Mountains still to climb

Stuart Wilson

August 5, 2021

Stuart Wilson is chief executive at Air Group

We are an industry sometimes inundated with statistical analysis, some of which can often seem utterly contradictory, but for the most part can be informative and – certainly from a later life lending perspective – can show us the mountains we still need to climb.

Take the last week of July for instance. In that week alone, we heard from the Equity Release Council that, in quarter two this year, £1.17bn in property wealth had been released by over-55s eligible to do so.

A (unsurprisingly) significant increase on the same period last year when the first lockdown was in full effect, but just 2% up on the first quarter of this year.

We also heard from IMLA, which has re-evaluated its gross mortgage lending predictions for the year, inching them up to £285bn for the full year from the previous £283bn.

It might not seem a big shift upwards but, as you will already have noted, that predicted increase is almost twice the amount of equity release wealth released in quarter two. Indeed, extrapolate this out, and IMLA is suggesting the mortgage market’s quarterly gross lending will be an average of £71.25bn.

You can see that equity release is still a very small market, although it is one which I think should be comfortably accounting for £7/8/10bn a year.

Perhaps though, and some might well argue this, it’s not instructive to look at the wider residential mortgage market and draw comparisons across to equity release and the later life lending sector.

However, from my perspective, the huge gap between the two sets of quarterly figures should be narrowing each and every quarter, and if it’s not, then given the demand that should be out there for later life lending, it’s incumbent upon us all to look at some of the reasons why this isn’t happening.

Part of this analysis is I think to look at our ‘own house’ first and to wonder whether we have an advisory community fully engaged with later life lending, and if not, why not? What are the reasons, for instance, that might be holding advisers back from providing advice in this space? Similarly, what are the reasons why lenders/providers might not have a later life proposition?

Are the rules and regulations a contributing factor? One of the key areas up for discussion – and the FCA has acknowledged this itself – is whether the current regulatory set-up acts as a barrier to advisers/providers moving into this space.

Is the silo-ing of equity release, compared to RIO and mainstream mortgages with a higher maximum age, underpinning a reticence from advisers (and providers) who feel they’re stuck in a half-way house where they are damned if they do, damned if they don’t.

We have talked a lot about the need for later life specialists in the advice arena – and that absolutely remains the case – but specialists do not just spring into life at the drop of a hat.

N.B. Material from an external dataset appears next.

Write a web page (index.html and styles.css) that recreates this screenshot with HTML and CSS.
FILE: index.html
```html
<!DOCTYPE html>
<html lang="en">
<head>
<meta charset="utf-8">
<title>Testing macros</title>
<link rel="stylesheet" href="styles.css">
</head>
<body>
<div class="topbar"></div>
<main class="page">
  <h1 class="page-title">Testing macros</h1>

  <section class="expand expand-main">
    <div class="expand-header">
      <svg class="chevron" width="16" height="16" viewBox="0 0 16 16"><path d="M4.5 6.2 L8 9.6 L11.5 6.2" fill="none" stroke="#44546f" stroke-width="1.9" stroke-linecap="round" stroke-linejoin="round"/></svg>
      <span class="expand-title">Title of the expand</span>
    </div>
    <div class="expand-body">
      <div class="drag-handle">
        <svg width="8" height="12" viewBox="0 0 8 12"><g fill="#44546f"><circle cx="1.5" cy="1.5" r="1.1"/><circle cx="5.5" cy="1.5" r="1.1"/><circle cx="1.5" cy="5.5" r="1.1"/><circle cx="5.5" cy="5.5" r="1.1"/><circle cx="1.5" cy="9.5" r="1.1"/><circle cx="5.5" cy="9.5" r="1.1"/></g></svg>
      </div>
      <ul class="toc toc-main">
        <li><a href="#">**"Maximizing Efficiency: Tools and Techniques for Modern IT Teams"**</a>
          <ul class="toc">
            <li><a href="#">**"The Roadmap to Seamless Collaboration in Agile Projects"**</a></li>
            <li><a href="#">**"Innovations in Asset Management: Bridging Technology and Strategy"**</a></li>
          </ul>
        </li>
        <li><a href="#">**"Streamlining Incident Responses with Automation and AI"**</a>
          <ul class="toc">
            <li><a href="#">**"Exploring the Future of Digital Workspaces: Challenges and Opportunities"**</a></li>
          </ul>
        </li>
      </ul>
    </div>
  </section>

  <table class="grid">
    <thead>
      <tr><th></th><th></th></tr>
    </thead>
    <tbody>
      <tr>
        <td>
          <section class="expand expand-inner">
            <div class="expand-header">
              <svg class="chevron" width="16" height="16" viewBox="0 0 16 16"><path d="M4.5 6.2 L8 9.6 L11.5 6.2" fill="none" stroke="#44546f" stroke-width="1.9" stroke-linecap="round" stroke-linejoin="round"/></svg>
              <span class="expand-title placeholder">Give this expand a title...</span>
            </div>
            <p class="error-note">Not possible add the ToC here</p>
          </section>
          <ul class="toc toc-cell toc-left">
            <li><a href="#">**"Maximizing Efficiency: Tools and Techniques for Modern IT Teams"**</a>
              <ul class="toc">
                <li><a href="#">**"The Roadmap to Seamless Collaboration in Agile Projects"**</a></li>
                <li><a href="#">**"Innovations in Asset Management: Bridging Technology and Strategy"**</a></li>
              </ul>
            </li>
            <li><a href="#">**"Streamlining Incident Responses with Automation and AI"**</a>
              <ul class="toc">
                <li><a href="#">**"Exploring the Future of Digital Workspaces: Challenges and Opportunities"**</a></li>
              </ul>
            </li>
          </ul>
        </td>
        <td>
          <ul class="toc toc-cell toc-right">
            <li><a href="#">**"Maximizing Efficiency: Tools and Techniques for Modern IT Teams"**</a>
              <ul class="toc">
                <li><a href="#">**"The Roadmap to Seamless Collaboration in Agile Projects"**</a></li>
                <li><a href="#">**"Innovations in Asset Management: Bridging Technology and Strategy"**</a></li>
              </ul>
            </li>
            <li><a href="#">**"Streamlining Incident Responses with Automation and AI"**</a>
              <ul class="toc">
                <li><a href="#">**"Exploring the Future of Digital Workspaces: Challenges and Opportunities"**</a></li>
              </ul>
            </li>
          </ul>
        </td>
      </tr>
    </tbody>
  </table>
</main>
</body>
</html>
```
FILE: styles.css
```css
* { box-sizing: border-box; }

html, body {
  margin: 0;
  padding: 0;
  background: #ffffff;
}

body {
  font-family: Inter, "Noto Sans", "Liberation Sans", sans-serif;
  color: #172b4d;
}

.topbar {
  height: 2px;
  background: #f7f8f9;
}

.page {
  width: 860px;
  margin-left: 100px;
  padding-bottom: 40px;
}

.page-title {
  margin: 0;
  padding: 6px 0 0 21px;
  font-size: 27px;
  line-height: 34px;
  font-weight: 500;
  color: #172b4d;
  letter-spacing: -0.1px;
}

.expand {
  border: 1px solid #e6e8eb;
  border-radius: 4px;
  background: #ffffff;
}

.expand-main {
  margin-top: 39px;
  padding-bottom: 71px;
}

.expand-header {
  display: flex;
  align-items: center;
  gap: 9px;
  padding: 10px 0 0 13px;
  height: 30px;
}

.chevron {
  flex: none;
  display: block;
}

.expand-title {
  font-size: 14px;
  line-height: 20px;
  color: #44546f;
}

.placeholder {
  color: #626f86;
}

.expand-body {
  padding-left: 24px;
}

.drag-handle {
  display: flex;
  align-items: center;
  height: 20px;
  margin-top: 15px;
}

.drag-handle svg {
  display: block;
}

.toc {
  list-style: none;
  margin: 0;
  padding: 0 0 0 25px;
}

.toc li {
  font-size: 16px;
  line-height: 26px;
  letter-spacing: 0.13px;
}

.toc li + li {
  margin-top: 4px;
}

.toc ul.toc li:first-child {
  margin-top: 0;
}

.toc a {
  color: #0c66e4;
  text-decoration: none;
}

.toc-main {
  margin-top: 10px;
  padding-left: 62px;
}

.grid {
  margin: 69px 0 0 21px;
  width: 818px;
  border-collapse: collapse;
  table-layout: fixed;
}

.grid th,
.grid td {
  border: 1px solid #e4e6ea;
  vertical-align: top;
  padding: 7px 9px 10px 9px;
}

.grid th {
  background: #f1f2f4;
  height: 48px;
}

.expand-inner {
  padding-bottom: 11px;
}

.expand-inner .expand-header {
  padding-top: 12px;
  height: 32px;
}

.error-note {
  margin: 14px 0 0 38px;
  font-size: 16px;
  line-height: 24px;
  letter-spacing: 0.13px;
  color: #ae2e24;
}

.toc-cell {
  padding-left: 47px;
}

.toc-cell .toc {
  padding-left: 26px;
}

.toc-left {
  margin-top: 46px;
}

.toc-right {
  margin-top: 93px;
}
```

It requires training, qualifications, authorisation, resource, investment to move mainstream mortgage advisers into this space, or indeed to start up as a specialist.

I fully understand why some advisory firms might think this is a step not worth pursuing because of the perceived work involved, but at the same time you only need look at the potential for advice among older homeowners and you see this is a market worth looking at.

Again, another set of statistics – this time from the Resolution Foundation – revealed that total household wealth has increased by £900bn to £16.5trn since the pandemic started, and much of this increase has been put down to the rise in house prices over that timescale. Older homeowners will have a huge share of this wealth in their homes.

We’ll all be acutely aware of the significant asset values for older homeowners who may have bought those homes 30/40/50 years ago, and either have small mortgages on them, or are mortgage-free, but still need funds for any number of reasons. We also know that the mindset of homeowners is changing and there is a much greater openness and willingness to access property equity where once this was simply deemed off limits.

However, it needs advice and advisers to be able to do this. The move into (or upward) in later life lending advice is not as difficult as it may seem – Air Group has helped hundreds of firms and thousands of advisers to, firstly, get a handhold in the market and then (with our support, technology, provider access, extra commission, etc) helped them to continue their climb.

We are here to say this is not a peak that can’t be scaled – of course it will require dedication and a strong support crew, but that is available and, in my opinion, the view from the top is only going to get better and better.